After substituting in EQ.2

s = σ tan φ [EQ.3]

Coulomb Shear Strength Equation

The fundamental shear strength property of soil was first recognized by Coulomb and he expressed the shear strength of soil as a linear function of normal stress:

s= c + σ. tan φ                              [EQ.4]

The shear strength equation s = σ tan φ, is applied for soil with friction alone i.e. granular soils. All soils are not purely granular. They will have an additional strength contributed by the property of cohesion between soil particles.

Hence, the strength of soil is contributed by two components. One is due to the cohesion between the soil particles (c) and the other one is due to the friction between them (φ).  
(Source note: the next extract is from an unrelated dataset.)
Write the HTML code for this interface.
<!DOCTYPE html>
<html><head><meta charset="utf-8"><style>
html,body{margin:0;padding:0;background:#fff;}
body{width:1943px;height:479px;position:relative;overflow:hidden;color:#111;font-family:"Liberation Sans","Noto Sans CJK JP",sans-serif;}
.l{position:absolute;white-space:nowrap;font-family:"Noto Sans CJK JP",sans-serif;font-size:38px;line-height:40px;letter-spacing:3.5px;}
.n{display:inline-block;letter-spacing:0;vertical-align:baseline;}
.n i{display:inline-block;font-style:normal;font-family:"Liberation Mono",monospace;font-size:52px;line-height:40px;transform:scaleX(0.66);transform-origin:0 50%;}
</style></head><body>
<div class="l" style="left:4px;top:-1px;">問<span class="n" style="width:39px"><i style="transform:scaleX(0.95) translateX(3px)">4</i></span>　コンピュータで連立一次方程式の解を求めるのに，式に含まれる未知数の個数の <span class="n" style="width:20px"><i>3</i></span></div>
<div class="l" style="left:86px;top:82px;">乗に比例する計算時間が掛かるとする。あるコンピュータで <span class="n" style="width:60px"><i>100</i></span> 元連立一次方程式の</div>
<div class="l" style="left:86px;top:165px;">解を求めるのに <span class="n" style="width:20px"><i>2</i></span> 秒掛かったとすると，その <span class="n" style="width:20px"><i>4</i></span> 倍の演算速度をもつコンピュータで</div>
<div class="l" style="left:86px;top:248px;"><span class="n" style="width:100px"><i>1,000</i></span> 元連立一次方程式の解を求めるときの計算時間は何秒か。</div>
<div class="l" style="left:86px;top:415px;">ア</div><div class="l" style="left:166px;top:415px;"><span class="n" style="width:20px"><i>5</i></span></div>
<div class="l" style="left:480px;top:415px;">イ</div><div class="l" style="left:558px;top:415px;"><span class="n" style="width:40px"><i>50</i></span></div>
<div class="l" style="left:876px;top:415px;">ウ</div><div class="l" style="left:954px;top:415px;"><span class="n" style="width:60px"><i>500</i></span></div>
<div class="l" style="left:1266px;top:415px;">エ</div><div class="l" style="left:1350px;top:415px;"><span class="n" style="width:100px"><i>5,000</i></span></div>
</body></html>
In the above equation, S is the shear strength, c is the cohesion, φ is the angle of shearing resistance and σ is the normal stress. The equation expresses the assumption that cohesion c is independent of the normal pressure σ acting on the plane of failure.

Figure-2: Coulomb's Law 

Coulomb’s law and the relationship between the various parameters can be represented by a graph in Figure 2.

  • When the value of normal force (Pn ) is zero, the normal pressure σ = 0; then s = c. [ It makes a y-intercept at the y-axis]. This defines, the cohesion of soil is defined as the shearing strength at zero normal pressure on the plane of rupture.
  • With the increase in the value of normal pressure, the shear strength increase line is shown in the graph.

Features of Coulomb’s Equation

The c and φ are empirical parameters present in Coulomb’s equation.

These empirical parameters are dependent on the history of the soil, the initial condition of the soil (saturated or unsaturated), the permeability characteristics of the soil, and the drainage conditions allowed in the soil.

For cohesion less soil c=0; then Coulomb’s equation becomes s = σ tan φ.

The shear strength of the soil is determined by laboratory methods and field methods. These test methods determine the shear strength parameters c and φ of the soils and thereby calculate the shear strength of the soil at the site.